![]() |
Sejarawan Agus Sunyoto melakukan kajian tentang Gajahmada dan Lamongan |
Perbincangan tentang kerajaan Majapahit
mungkin lebih terdengar familiar daripada kerajaan Hindu lain, termasuk
kerajaan Airlangga sekalipun. Penyebabnya bervariasi, ada yang memandang
Majapahit sebagai inspirasi para founding father dalam membentuk legalitas
formil negara Indonesia. Ada yang melihat sudut pandang intrik konflik
perebutan politik kekuasaan sesama keluarga kerajaan. Bahkan mungkin ada yang
terhipnotis dari serial drama klasik Tutur Tinular buatan S Tidjab, dengan
tambahan cerita fiktif Arya kamandanu beserta pedang sakti naga Puspa.

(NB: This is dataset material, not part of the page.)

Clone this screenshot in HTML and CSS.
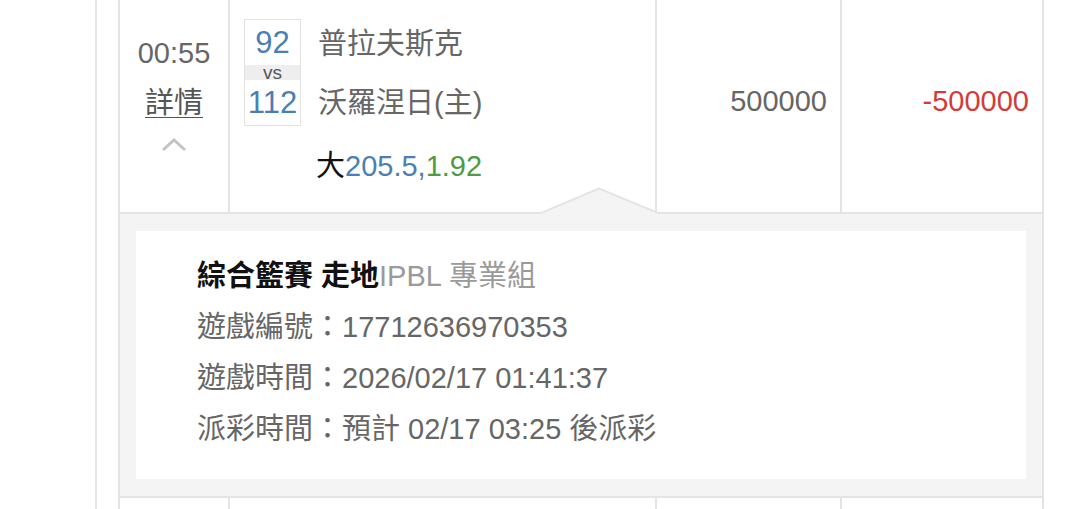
FILE: index.html
```html
<!DOCTYPE html>
<html lang="zh-Hant">
<head>
  <meta charset="UTF-8">
  <meta name="viewport" content="width=device-width, initial-scale=1.0">
  <title>注單詳情</title>
  <link rel="stylesheet" href="styles.css">
</head>
<body>
  <div class="wrap">
    <div class="bet-table">
      <div class="bet-row">
        <div class="cell cell-time">
          <span class="time">00:55</span>
          <a class="detail-link" href="#">詳情</a>
          <svg class="chevron" width="26" height="14" viewBox="0 0 26 14">
            <polyline points="2,12 13,2 24,12" fill="none" stroke="#c2c2c2" stroke-width="2.8"/>
          </svg>
        </div>
        <div class="cell cell-game">
          <div class="match">
            <div class="score-box">
              <span class="score">92</span>
              <span class="vs">vs</span>
              <span class="score">112</span>
            </div>
            <div class="teams">
              <span class="team">普拉夫斯克</span>
              <span class="team">沃羅涅日(主)</span>
            </div>
          </div>
          <div class="odds"><span class="odds-type">大</span><span class="odds-line">205.5,</span><span class="odds-rate">1.92</span></div>
        </div>
        <div class="cell cell-num">500000</div>
        <div class="cell cell-num loss">-500000</div>
        <svg class="notch" width="115" height="27" viewBox="0 0 115 27">
          <polygon points="0,26 57,2 115,26 115,27 0,27" fill="#f4f4f4"/>
          <polyline points="0,25.5 57,1.5 115,25.5" fill="none" stroke="#e4e4e4" stroke-width="2"/>
        </svg>
      </div>

      <div class="detail-panel">
        <div class="detail-box">
          <p class="detail-line"><strong>綜合籃賽 走地</strong><span class="league">IPBL 專業組</span></p>
          <p class="detail-line">遊戲編號：17712636970353</p>
          <p class="detail-line">遊戲時間：2026/02/17 01:41:37</p>
          <p class="detail-line">派彩時間：預計 02/17 03:25 後派彩</p>
        </div>
      </div>

      <div class="bet-row next-row">
        <div class="cell"></div>
        <div class="cell"></div>
        <div class="cell"></div>
        <div class="cell"></div>
      </div>
    </div>
  </div>
</body>
</html>
```

FILE: styles.css
```css
body {
  margin: 0;
  background-color: #fff;
  font-family: "Liberation Sans", "Noto Sans CJK TC", sans-serif;
  font-size: 29px;
  color: #666;
  overflow: hidden;
}
.wrap {
  margin-left: 95px;
  width: 969px;
  min-height: 509px;
  border-left: 2px solid #e6e6e6;
  border-right: 2px solid #e6e6e6;
  padding: 0 23px 0 21px;
  box-sizing: content-box;
}
.bet-table {
  width: 926px;
}
.bet-row {
  position: relative;
  display: grid;
  grid-template-columns: 110px 427px 185px 204px;
  height: 214px;
  border-bottom: 2px solid #e4e4e4;
  box-sizing: border-box;
}
.cell {
  border-left: 2px solid #e4e4e4;
}
.cell:last-of-type {
  border-right: 2px solid #e4e4e4;
}
.cell-time {
  display: flex;
  flex-direction: column;
  align-items: center;
  padding-top: 35px;
}
.time {
  line-height: 36px;
}
.detail-link {
  margin-top: 14px;
  line-height: 36px;
  color: #555;
  text-decoration: underline;
  text-underline-offset: 4px;
  text-decoration-thickness: 1px;
}
.chevron {
  margin-top: 17px;
}
.cell-game {
  padding: 19px 0 0 14px;
}
.match {
  display: flex;
  gap: 17px;
}
.score-box {
  display: flex;
  flex-direction: column;
  width: 55px;
  border: 1px solid #e2e2e2;
  text-align: center;
}
.score {
  color: #4a7fb5;
  font-size: 31px;
  line-height: 45px;
}
.vs {
  background-color: #eee;
  font-size: 19px;
  line-height: 15px;
  color: #555;
}
.teams {
  display: flex;
  flex-direction: column;
  gap: 23px;
  padding-top: 7px;
}
.team {
  line-height: 36px;
}
.odds {
  margin: 22px 0 0 72px;
  line-height: 36px;
}
.odds-type {
  color: #111;
}
.odds-line {
  color: #4a7fb5;
}
.odds-rate {
  color: #4e9a45;
}
.cell-num {
  display: flex;
  align-items: center;
  justify-content: flex-end;
  padding: 0 13px 10px 0;
}
.loss {
  color: #d23c38;
}
.notch {
  position: absolute;
  left: 424px;
  bottom: -2px;
}
.detail-panel {
  background-color: #f4f4f4;
  padding: 17px 16px;
  border-left: 2px solid #e4e4e4;
  border-right: 2px solid #e4e4e4;
}
.detail-box {
  background-color: #fff;
  padding: 20px 0 24px 61px;
}
.detail-line {
  margin: 0;
  line-height: 51px;
}
.detail-line strong {
  color: #111;
}
.league {
  color: #9a9a9a;
}
.next-row {
  height: 14px;
  border-top: 2px solid #e4e4e4;
  border-bottom: none;
}
```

Kefamiliaran peradaban Majapahit bahkan
berlaku di lingkungan masyarakat Lamongan. Ini dibuktikan dengan kerap kali
diadakan kegiatan bernuansa penggaliannya napak tilas Majapahit di Lamongan
oleh beberapa paguyuban maupun instansi formil. Padahal dilihat dari sudut
pandang peninggalan bukti sejarah di Lamongan, justru peradaban kerajaan
Kahuripan-nya Airlangga yang terbilang resmi menjadi bagian sejarah Lamongan.
Sebagaimana dikuatkan dengan berbagai bukti sejarah seperti dituturkan di awal
penjelasan.
Jika ingin tahu apa yang membuat jejak
peradaban Majapahit intens diperbincangkan dalam bagian sejarah Lamongan.

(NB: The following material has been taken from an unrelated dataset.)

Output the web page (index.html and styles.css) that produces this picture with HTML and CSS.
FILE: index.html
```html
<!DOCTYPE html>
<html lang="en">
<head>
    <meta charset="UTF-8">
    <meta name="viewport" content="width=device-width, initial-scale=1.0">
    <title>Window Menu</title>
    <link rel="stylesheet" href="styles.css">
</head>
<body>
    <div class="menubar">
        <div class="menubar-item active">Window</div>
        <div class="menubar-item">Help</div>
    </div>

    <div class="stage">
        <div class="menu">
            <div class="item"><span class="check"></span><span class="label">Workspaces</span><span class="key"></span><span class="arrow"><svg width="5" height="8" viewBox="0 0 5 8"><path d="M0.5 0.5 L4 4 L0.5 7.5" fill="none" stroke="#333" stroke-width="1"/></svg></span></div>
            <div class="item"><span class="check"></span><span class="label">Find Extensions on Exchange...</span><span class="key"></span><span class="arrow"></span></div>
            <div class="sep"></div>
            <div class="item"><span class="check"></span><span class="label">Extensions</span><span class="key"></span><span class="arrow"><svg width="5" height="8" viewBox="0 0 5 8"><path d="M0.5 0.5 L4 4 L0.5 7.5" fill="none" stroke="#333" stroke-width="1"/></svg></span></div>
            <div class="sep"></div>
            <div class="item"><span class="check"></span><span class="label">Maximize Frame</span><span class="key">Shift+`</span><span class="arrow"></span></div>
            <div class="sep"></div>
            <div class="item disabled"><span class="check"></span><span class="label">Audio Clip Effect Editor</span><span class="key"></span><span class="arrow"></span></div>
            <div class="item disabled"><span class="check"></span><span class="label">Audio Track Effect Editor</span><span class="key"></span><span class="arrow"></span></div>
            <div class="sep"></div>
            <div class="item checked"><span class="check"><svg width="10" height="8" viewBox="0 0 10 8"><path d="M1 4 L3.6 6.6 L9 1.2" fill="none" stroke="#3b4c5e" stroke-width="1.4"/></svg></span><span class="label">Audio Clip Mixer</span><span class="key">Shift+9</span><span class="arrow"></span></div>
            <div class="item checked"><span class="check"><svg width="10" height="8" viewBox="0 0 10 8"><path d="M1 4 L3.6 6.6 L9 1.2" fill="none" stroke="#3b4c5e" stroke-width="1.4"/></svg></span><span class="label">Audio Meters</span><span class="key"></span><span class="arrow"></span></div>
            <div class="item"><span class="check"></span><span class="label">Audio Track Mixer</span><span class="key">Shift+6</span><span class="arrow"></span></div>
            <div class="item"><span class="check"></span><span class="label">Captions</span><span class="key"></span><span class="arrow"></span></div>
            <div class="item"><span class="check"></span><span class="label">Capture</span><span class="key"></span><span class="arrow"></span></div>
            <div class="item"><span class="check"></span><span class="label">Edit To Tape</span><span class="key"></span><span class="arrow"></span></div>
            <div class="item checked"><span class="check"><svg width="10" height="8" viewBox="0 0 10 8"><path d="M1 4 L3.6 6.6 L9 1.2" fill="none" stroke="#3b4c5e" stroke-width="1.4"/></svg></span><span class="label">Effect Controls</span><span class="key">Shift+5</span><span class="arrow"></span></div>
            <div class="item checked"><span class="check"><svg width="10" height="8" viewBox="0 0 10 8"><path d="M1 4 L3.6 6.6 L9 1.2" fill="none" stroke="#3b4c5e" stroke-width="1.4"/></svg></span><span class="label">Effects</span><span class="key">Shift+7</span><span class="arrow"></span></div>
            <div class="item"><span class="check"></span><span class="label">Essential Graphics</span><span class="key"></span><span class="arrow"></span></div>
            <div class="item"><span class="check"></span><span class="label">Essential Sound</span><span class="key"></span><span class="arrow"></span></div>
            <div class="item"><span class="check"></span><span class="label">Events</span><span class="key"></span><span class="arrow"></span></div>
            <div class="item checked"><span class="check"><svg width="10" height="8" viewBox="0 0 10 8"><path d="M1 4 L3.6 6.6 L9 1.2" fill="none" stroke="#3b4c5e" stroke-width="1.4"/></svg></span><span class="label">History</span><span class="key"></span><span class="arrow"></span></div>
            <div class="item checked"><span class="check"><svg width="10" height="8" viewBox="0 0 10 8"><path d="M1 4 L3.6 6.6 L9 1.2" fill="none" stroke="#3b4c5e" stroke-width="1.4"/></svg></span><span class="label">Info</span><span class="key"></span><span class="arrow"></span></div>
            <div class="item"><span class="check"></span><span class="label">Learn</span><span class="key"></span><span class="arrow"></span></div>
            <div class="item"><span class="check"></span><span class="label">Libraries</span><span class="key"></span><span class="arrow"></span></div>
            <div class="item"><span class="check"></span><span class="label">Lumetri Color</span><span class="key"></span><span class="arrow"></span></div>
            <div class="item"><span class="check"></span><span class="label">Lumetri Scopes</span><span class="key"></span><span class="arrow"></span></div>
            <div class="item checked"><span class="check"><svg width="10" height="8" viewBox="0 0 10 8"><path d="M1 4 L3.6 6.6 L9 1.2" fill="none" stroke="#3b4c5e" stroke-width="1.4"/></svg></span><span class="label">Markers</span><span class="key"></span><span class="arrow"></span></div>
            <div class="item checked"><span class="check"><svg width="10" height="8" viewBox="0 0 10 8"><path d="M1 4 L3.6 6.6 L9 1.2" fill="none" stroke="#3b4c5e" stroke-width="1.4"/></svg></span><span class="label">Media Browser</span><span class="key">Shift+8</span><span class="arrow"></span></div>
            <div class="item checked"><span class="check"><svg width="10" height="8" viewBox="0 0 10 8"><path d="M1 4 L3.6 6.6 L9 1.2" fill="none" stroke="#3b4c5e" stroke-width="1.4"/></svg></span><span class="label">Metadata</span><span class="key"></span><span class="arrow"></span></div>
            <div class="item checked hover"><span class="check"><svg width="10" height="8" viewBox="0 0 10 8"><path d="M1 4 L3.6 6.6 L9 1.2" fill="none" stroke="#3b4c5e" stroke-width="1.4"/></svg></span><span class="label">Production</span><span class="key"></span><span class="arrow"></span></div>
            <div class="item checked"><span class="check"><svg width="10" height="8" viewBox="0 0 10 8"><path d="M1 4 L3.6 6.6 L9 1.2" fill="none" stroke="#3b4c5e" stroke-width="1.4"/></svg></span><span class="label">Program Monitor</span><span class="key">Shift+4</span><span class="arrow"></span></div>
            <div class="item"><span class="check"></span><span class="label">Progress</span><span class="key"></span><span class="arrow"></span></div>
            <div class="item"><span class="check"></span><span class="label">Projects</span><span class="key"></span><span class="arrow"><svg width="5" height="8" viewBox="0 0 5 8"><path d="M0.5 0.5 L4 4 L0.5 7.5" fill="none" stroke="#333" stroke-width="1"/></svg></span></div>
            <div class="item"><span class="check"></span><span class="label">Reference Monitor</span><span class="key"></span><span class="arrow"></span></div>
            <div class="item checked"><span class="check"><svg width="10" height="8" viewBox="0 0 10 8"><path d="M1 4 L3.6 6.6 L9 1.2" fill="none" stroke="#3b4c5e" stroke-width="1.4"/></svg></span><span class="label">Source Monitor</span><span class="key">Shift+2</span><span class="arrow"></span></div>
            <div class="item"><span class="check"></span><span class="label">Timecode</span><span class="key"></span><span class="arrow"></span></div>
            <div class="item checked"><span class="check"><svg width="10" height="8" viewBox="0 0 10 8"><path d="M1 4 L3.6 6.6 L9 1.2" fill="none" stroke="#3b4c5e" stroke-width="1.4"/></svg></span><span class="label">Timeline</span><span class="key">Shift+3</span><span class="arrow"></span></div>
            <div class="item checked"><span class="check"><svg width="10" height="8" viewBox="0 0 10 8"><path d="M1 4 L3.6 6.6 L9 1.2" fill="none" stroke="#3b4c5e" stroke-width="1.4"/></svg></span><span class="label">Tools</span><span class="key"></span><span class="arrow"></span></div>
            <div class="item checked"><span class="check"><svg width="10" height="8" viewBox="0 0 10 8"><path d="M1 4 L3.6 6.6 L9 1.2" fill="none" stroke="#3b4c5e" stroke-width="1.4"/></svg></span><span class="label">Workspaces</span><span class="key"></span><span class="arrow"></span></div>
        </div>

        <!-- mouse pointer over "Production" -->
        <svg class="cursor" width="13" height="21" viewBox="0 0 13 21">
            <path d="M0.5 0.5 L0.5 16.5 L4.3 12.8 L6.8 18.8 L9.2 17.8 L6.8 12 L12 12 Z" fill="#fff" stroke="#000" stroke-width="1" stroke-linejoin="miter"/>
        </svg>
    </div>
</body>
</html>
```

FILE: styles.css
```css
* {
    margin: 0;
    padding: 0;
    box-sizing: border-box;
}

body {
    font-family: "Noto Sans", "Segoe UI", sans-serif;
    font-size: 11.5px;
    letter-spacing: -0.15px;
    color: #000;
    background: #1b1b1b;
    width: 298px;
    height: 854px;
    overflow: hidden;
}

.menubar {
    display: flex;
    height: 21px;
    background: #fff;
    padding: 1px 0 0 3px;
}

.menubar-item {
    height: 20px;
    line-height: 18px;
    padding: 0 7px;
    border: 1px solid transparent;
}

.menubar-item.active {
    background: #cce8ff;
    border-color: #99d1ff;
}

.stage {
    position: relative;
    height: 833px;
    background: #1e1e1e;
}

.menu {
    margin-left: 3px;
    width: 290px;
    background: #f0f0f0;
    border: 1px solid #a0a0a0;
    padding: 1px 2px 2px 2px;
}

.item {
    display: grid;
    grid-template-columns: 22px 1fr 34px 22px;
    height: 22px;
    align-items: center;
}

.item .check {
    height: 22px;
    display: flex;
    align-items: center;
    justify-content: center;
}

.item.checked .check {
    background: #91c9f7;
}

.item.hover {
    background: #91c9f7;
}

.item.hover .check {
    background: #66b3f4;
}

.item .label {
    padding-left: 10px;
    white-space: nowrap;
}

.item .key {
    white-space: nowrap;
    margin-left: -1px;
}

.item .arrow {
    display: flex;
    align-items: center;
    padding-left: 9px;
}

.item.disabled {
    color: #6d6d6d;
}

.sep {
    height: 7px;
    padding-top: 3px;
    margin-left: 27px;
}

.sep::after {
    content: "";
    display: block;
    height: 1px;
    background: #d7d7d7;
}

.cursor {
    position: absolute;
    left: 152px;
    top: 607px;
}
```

Mungkin hikayat Patih legendaris Gajahmada yang berperan sebagai daya tarik
perbincangan tersebut.
Berdasarkan cerita yang beredar turun
temurun di masyarakat Lamongan, dikatakan bahwa Patih Gajahmada yang menurut
kitab Paraton muncul secara tiba-tiba kala tragedi makarnya Ra Kuti. Oleh warga
setempat dianggap sebagai putra daerah asal wilayah Lamongan, yang terlahir
dari seorang wanita bernama Dewi Andongsari. Adapun penyebutan Dewi Andongsari
merujuk pada sebuah petilasan kuno di Dusun Cancing, Desa Sumberejo, Kecamatan
Ngimbang, Kabupaten Lamongan.
Menurut forkware yang beredar di masyarakat
setempat, dengan dikuatkan pula oleh Mbah Sulaiman selaku juru kunci makam Dewi
Andongsari. Maka sekiranya perlulah mengetahui hikayat turun temurun tersebut,
teruntuk sebuah pembahasan utuh sejarah Majapahit yang penuh misteri.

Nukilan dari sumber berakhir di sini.